►
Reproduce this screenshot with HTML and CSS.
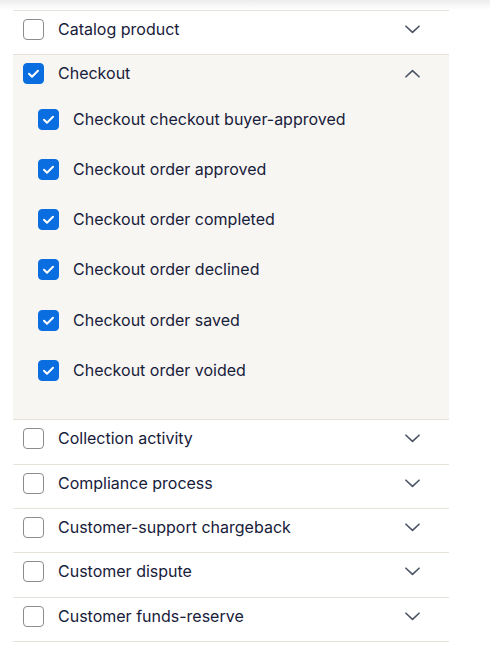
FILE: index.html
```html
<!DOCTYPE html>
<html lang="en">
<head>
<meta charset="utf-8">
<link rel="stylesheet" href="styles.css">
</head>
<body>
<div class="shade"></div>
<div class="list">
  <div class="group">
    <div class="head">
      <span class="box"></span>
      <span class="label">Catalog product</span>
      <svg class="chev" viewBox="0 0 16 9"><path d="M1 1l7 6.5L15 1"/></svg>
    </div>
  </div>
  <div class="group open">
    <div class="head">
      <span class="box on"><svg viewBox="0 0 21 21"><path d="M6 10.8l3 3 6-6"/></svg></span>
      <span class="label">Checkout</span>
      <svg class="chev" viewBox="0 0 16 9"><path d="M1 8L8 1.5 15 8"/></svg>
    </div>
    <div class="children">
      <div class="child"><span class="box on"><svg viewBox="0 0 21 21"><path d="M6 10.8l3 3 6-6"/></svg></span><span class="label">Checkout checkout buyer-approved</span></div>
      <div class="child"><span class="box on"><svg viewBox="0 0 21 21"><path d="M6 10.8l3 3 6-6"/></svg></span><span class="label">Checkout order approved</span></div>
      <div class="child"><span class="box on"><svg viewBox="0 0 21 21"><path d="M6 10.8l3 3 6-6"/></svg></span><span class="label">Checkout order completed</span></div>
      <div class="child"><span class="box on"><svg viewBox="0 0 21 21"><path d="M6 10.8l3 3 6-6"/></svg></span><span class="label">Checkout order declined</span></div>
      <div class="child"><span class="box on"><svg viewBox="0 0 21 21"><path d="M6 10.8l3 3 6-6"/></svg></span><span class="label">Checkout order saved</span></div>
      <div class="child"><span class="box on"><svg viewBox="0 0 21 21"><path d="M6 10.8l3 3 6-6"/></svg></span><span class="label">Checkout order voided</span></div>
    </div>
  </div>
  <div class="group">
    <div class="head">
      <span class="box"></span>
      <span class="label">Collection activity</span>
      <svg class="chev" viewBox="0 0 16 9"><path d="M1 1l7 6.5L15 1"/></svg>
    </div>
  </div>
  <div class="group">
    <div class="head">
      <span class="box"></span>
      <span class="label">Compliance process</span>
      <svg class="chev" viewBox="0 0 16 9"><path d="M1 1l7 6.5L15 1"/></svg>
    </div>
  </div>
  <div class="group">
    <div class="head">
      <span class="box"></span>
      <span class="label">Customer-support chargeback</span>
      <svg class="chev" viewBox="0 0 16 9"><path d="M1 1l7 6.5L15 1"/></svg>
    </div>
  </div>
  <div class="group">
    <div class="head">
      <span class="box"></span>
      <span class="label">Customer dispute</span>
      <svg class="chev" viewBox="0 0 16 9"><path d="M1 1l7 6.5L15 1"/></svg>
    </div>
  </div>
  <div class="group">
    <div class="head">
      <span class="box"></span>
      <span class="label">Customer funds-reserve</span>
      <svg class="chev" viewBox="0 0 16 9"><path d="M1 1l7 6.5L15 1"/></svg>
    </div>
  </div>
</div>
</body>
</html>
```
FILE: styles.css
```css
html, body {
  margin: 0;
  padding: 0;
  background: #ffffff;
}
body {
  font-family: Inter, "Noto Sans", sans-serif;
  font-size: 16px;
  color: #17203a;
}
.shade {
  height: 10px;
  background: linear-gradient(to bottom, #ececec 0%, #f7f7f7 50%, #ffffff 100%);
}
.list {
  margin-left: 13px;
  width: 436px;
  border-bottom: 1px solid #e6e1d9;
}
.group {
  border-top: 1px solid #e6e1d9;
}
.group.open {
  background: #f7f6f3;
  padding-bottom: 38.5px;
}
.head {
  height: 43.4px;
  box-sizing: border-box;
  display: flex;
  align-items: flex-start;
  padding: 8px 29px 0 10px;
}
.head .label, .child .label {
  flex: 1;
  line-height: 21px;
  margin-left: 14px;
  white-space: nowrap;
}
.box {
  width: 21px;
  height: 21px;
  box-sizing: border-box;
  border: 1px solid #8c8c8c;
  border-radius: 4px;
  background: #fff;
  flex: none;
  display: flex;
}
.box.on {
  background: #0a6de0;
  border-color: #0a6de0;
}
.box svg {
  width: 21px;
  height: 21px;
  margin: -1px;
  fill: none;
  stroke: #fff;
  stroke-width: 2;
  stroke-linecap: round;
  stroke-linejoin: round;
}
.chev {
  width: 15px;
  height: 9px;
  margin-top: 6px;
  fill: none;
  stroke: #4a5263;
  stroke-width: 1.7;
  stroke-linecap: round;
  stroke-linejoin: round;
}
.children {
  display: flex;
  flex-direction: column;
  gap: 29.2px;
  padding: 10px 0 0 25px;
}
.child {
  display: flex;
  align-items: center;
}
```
◄
(SET PROBLEM): Could you repeat all of the material exactly? Pictures should not be copied.

(EXPECTED OUTPUT):
Reproduce this screenshot with HTML and CSS.
FILE: index.html
```html
<!DOCTYPE html>
<html lang="en">
<head>
<meta charset="utf-8">
<link rel="stylesheet" href="styles.css">
</head>
<body>
<div class="shade"></div>
<div class="list">
  <div class="group">
    <div class="head">
      <span class="box"></span>
      <span class="label">Catalog product</span>
      <svg class="chev" viewBox="0 0 16 9"><path d="M1 1l7 6.5L15 1"/></svg>
    </div>
  </div>
  <div class="group open">
    <div class="head">
      <span class="box on"><svg viewBox="0 0 21 21"><path d="M6 10.8l3 3 6-6"/></svg></span>
      <span class="label">Checkout</span>
      <svg class="chev" viewBox="0 0 16 9"><path d="M1 8L8 1.5 15 8"/></svg>
    </div>
    <div class="children">
      <div class="child"><span class="box on"><svg viewBox="0 0 21 21"><path d="M6 10.8l3 3 6-6"/></svg></span><span class="label">Checkout checkout buyer-approved</span></div>
      <div class="child"><span class="box on"><svg viewBox="0 0 21 21"><path d="M6 10.8l3 3 6-6"/></svg></span><span class="label">Checkout order approved</span></div>
      <div class="child"><span class="box on"><svg viewBox="0 0 21 21"><path d="M6 10.8l3 3 6-6"/></svg></span><span class="label">Checkout order completed</span></div>
      <div class="child"><span class="box on"><svg viewBox="0 0 21 21"><path d="M6 10.8l3 3 6-6"/></svg></span><span class="label">Checkout order declined</span></div>
      <div class="child"><span class="box on"><svg viewBox="0 0 21 21"><path d="M6 10.8l3 3 6-6"/></svg></span><span class="label">Checkout order saved</span></div>
      <div class="child"><span class="box on"><svg viewBox="0 0 21 21"><path d="M6 10.8l3 3 6-6"/></svg></span><span class="label">Checkout order voided</span></div>
    </div>
  </div>
  <div class="group">
    <div class="head">
      <span class="box"></span>
      <span class="label">Collection activity</span>
      <svg class="chev" viewBox="0 0 16 9"><path d="M1 1l7 6.5L15 1"/></svg>
    </div>
  </div>
  <div class="group">
    <div class="head">
      <span class="box"></span>
      <span class="label">Compliance process</span>
      <svg class="chev" viewBox="0 0 16 9"><path d="M1 1l7 6.5L15 1"/></svg>
    </div>
  </div>
  <div class="group">
    <div class="head">
      <span class="box"></span>
      <span class="label">Customer-support chargeback</span>
      <svg class="chev" viewBox="0 0 16 9"><path d="M1 1l7 6.5L15 1"/></svg>
    </div>
  </div>
  <div class="group">
    <div class="head">
      <span class="box"></span>
      <span class="label">Customer dispute</span>
      <svg class="chev" viewBox="0 0 16 9"><path d="M1 1l7 6.5L15 1"/></svg>
    </div>
  </div>
  <div class="group">
    <div class="head">
      <span class="box"></span>
      <span class="label">Customer funds-reserve</span>
      <svg class="chev" viewBox="0 0 16 9"><path d="M1 1l7 6.5L15 1"/></svg>
    </div>
  </div>
</div>
</body>
</html>
```
FILE: styles.css
```css
html, body {
  margin: 0;
  padding: 0;
  background: #ffffff;
}
body {
  font-family: Inter, "Noto Sans", sans-serif;
  font-size: 16px;
  color: #17203a;
}
.shade {
  height: 10px;
  background: linear-gradient(to bottom, #ececec 0%, #f7f7f7 50%, #ffffff 100%);
}
.list {
  margin-left: 13px;
  width: 436px;
  border-bottom: 1px solid #e6e1d9;
}
.group {
  border-top: 1px solid #e6e1d9;
}
.group.open {
  background: #f7f6f3;
  padding-bottom: 38.5px;
}
.head {
  height: 43.4px;
  box-sizing: border-box;
  display: flex;
  align-items: flex-start;
  padding: 8px 29px 0 10px;
}
.head .label, .child .label {
  flex: 1;
  line-height: 21px;
  margin-left: 14px;
  white-space: nowrap;
}
.box {
  width: 21px;
  height: 21px;
  box-sizing: border-box;
  border: 1px solid #8c8c8c;
  border-radius: 4px;
  background: #fff;
  flex: none;
  display: flex;
}
.box.on {
  background: #0a6de0;
  border-color: #0a6de0;
}
.box svg {
  width: 21px;
  height: 21px;
  margin: -1px;
  fill: none;
  stroke: #fff;
  stroke-width: 2;
  stroke-linecap: round;
  stroke-linejoin: round;
}
.chev {
  width: 15px;
  height: 9px;
  margin-top: 6px;
  fill: none;
  stroke: #4a5263;
  stroke-width: 1.7;
  stroke-linecap: round;
  stroke-linejoin: round;
}
.children {
  display: flex;
  flex-direction: column;
  gap: 29.2px;
  padding: 10px 0 0 25px;
}
.child {
  display: flex;
  align-items: center;
}
```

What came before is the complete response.